Directions for this task:
Print, exactly and with both ends included, the lines below that run from the one containing "Emit a component" to the one containing "string; icon: React.ReactNode;". Pictures are omitted.

Material provided:
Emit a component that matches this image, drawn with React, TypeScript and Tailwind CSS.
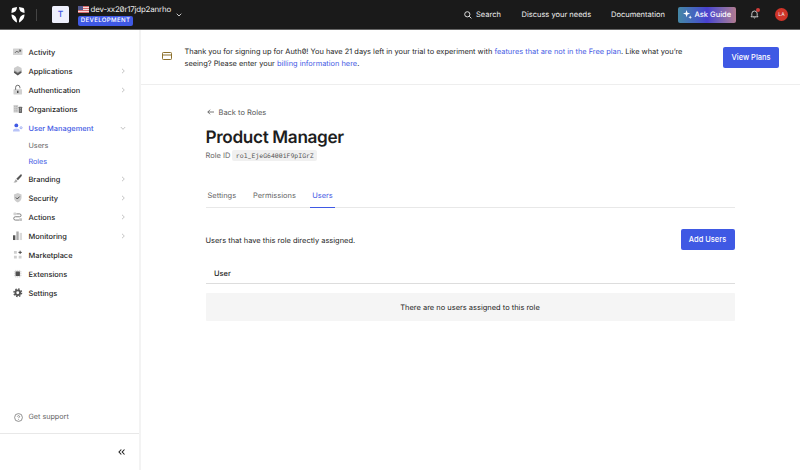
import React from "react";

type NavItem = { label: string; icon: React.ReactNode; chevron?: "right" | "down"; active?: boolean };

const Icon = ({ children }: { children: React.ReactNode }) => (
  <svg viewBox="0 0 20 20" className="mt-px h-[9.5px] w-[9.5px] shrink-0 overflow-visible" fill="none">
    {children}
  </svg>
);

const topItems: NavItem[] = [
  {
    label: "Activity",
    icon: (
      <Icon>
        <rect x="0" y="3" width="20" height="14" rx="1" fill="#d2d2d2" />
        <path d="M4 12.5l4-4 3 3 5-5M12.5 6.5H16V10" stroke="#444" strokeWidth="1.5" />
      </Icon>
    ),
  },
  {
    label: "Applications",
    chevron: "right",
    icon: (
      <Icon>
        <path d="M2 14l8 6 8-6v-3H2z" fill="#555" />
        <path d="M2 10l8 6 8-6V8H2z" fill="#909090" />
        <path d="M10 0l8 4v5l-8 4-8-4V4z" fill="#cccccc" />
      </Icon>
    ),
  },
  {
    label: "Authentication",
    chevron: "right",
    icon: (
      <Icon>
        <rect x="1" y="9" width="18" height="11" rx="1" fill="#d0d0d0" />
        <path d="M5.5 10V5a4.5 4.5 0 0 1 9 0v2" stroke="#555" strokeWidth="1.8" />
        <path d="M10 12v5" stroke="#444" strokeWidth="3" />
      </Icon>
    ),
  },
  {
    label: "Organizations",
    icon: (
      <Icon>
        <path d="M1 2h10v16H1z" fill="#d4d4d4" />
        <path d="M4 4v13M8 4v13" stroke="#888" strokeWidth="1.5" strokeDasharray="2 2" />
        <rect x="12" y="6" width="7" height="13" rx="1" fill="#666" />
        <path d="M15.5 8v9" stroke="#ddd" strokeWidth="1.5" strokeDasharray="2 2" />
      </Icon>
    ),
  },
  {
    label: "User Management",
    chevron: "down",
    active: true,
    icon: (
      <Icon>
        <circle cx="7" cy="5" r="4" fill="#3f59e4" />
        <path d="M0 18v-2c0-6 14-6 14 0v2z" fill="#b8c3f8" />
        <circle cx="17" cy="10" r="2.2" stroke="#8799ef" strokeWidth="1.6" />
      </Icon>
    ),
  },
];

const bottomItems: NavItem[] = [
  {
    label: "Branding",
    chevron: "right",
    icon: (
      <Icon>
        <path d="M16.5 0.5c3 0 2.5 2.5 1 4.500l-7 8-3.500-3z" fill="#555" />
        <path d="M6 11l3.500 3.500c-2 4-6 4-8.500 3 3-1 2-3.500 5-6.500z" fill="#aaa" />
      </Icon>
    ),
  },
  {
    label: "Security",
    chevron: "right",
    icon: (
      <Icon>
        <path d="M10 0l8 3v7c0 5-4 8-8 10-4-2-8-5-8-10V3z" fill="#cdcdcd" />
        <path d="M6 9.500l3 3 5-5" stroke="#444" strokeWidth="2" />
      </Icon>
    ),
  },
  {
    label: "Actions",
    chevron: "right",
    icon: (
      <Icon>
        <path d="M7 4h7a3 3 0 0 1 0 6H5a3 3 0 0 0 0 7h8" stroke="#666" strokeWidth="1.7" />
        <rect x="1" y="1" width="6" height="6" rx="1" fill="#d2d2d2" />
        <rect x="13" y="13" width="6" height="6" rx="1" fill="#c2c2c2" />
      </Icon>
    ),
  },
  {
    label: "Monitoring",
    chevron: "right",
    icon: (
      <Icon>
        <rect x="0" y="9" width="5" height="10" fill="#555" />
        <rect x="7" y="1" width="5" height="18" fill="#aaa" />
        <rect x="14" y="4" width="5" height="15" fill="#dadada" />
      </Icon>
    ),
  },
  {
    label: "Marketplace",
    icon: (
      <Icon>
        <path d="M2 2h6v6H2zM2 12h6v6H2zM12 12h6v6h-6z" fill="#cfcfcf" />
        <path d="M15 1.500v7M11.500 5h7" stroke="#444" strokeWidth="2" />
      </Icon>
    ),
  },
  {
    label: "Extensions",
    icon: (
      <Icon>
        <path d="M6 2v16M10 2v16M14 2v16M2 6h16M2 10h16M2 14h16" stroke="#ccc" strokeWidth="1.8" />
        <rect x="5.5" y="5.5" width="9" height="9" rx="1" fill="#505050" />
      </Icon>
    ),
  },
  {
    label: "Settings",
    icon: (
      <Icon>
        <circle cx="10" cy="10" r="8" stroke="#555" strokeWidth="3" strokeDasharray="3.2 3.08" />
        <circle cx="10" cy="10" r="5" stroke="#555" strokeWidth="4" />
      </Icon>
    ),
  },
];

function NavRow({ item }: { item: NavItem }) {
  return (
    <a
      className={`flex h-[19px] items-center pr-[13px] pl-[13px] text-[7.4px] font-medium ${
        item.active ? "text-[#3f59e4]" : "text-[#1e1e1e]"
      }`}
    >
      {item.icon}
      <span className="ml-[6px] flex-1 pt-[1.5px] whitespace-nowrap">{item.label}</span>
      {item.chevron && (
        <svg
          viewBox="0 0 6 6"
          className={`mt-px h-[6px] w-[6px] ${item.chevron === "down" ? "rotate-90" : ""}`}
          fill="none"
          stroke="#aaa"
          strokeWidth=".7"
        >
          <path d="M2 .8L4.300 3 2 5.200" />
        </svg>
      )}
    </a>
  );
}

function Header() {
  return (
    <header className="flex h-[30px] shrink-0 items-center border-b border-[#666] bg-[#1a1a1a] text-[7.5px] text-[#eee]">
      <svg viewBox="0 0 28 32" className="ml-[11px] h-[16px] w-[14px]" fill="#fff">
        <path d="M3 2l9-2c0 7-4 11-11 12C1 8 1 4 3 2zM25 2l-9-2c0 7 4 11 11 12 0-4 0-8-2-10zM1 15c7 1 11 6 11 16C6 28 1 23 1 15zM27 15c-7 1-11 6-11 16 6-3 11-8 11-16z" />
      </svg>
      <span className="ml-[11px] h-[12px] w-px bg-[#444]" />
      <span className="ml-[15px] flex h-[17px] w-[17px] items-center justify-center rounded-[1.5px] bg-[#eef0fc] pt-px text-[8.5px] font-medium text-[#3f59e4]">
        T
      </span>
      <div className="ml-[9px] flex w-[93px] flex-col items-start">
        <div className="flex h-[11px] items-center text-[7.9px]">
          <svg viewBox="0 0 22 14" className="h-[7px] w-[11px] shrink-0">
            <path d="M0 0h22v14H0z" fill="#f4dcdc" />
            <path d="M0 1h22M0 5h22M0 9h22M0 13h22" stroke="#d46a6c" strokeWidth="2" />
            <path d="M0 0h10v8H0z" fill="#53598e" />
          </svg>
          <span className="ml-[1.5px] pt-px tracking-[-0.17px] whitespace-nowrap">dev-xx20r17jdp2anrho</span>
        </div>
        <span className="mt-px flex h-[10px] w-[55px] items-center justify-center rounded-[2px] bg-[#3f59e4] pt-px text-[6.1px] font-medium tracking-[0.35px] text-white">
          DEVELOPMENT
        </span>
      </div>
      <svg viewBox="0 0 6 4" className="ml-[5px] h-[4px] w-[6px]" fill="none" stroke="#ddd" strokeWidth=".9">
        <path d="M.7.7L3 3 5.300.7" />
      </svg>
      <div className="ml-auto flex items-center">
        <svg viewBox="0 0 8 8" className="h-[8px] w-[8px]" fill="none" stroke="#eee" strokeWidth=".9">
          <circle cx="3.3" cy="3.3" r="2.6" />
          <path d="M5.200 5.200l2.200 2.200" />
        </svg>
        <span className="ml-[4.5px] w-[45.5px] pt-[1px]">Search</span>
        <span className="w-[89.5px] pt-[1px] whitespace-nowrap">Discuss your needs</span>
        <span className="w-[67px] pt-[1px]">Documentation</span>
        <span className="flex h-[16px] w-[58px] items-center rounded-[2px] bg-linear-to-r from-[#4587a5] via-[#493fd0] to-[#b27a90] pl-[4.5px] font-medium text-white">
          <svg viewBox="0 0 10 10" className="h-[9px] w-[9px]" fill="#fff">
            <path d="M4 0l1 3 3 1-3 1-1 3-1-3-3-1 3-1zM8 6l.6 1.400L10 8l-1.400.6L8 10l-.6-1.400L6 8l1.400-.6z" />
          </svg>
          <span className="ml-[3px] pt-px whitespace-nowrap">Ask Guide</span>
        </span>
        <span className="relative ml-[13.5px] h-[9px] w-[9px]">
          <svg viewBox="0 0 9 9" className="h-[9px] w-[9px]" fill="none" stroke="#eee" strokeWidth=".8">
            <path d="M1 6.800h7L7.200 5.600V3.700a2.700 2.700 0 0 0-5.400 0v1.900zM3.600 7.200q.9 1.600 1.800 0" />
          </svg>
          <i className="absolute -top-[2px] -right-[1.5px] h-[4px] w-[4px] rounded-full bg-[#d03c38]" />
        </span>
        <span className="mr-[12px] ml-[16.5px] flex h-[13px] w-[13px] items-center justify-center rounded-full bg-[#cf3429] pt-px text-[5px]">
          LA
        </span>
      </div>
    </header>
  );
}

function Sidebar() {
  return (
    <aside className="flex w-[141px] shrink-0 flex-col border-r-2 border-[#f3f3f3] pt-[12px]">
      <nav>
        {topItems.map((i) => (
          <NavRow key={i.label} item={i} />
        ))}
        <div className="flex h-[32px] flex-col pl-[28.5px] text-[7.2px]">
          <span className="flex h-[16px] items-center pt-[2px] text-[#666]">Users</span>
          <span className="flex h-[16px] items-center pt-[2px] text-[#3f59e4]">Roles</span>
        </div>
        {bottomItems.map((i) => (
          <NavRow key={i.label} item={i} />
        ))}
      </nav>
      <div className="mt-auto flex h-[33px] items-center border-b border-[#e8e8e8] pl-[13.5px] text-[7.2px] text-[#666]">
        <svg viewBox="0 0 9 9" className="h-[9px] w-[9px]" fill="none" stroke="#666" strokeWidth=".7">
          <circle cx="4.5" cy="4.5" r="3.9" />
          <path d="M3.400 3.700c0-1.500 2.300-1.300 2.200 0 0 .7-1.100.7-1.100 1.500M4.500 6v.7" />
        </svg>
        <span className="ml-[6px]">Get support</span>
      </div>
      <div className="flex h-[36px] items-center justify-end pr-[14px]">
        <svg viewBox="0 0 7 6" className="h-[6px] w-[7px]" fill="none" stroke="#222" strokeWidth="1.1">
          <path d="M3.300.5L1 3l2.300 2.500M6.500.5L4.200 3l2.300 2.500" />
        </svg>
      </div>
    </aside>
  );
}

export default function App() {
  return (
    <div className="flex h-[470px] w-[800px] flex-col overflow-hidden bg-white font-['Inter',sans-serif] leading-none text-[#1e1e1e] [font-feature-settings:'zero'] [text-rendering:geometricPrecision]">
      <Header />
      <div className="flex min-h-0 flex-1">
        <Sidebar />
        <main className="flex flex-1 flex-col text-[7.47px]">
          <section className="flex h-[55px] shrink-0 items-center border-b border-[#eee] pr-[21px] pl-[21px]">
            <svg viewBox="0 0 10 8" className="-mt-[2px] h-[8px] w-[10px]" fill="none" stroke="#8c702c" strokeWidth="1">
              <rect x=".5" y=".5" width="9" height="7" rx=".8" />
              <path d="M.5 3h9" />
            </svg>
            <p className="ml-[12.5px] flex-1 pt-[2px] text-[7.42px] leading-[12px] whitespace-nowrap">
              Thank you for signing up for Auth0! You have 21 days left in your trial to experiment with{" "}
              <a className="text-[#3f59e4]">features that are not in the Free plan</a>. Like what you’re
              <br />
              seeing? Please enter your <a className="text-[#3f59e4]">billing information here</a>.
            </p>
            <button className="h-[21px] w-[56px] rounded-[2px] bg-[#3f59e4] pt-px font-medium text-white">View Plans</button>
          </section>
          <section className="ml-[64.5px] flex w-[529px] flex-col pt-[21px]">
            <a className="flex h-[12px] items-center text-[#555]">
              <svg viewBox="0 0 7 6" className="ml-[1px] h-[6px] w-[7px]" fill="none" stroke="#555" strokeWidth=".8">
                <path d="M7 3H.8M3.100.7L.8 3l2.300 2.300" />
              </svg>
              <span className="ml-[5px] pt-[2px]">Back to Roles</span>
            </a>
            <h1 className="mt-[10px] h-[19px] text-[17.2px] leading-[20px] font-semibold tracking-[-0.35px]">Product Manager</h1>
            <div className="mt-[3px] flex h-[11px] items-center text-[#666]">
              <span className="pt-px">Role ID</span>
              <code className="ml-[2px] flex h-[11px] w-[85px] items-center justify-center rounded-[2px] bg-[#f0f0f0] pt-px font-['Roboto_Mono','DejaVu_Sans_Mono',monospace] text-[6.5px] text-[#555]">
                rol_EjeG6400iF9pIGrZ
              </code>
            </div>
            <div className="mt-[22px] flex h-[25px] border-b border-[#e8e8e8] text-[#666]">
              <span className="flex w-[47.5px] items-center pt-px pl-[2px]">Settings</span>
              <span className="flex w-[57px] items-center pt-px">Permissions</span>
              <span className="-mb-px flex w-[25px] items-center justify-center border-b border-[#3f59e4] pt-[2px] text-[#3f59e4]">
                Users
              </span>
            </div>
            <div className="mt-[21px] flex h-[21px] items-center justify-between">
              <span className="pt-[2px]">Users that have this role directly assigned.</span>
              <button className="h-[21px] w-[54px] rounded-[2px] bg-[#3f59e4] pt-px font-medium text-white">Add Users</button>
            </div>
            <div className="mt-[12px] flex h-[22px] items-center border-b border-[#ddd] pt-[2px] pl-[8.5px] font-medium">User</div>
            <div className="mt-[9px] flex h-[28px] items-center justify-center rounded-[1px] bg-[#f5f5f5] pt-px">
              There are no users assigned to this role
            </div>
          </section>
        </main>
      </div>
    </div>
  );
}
* * *
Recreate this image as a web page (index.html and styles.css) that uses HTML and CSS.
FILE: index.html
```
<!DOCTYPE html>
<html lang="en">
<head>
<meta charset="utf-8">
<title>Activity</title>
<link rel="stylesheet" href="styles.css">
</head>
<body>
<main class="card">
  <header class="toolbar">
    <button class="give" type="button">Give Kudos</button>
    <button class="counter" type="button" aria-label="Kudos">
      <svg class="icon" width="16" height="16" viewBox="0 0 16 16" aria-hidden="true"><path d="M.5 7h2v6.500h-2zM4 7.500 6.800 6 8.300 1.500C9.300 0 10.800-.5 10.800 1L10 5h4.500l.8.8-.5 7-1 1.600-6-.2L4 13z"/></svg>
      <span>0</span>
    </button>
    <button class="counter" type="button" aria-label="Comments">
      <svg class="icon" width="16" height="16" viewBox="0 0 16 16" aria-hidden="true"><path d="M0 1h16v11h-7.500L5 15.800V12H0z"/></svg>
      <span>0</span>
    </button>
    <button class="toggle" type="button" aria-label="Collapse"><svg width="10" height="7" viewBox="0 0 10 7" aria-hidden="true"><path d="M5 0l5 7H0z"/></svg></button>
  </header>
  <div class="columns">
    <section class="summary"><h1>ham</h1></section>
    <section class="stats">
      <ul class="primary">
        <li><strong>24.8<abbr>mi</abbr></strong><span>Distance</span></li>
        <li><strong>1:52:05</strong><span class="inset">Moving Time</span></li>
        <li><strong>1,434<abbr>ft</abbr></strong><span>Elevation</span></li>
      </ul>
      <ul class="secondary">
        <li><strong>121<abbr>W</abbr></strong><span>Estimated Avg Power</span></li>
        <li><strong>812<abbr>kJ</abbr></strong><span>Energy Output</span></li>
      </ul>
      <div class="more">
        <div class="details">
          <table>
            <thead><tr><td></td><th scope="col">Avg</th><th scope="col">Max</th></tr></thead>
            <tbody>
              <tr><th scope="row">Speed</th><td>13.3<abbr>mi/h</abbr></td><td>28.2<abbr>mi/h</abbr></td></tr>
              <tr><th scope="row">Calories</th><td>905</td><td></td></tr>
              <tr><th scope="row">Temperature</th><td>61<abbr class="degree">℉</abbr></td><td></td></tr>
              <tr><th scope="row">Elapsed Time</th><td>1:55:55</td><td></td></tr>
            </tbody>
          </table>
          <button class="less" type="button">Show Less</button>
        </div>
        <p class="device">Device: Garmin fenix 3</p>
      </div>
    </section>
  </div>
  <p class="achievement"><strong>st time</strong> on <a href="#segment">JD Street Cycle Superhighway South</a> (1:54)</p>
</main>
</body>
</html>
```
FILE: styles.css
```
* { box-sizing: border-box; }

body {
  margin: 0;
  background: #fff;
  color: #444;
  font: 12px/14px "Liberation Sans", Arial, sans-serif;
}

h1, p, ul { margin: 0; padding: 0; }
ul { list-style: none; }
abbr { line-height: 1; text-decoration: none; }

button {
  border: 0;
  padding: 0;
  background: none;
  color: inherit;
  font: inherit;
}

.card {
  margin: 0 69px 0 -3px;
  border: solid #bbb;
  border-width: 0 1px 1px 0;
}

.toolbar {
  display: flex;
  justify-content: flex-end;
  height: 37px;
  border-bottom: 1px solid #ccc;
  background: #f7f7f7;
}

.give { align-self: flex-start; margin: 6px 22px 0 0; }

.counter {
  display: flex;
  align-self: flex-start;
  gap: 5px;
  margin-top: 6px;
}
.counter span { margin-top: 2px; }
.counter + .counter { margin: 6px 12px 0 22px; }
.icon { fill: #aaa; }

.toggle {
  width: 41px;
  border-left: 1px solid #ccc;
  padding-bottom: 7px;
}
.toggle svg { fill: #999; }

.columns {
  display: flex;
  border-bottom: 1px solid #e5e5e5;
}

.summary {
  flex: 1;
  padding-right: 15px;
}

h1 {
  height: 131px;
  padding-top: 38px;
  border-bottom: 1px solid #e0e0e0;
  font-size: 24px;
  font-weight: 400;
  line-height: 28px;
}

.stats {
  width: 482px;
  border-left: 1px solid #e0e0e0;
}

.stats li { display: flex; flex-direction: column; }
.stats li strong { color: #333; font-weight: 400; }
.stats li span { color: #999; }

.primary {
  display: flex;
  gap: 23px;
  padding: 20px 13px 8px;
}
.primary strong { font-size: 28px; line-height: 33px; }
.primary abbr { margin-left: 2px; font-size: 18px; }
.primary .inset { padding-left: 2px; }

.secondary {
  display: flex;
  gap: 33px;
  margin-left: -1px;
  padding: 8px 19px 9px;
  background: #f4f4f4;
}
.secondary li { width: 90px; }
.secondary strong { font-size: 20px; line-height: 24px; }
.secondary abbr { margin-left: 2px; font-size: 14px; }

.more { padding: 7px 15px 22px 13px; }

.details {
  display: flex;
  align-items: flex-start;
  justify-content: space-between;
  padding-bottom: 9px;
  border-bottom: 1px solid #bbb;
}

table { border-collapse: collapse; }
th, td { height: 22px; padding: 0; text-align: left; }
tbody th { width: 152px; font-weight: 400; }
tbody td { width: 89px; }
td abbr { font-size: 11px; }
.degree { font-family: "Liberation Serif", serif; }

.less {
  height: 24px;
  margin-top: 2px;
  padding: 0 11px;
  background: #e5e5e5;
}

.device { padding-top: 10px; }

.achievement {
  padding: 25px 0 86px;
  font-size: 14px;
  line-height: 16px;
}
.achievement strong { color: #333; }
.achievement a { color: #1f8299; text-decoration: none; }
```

Response for this exercise:
Emit a component that matches this image, drawn with React, TypeScript and Tailwind CSS.
import React from "react";

type NavItem = { label: string; icon: React.ReactNode; chevron?: "right" | "down"; active?: boolean };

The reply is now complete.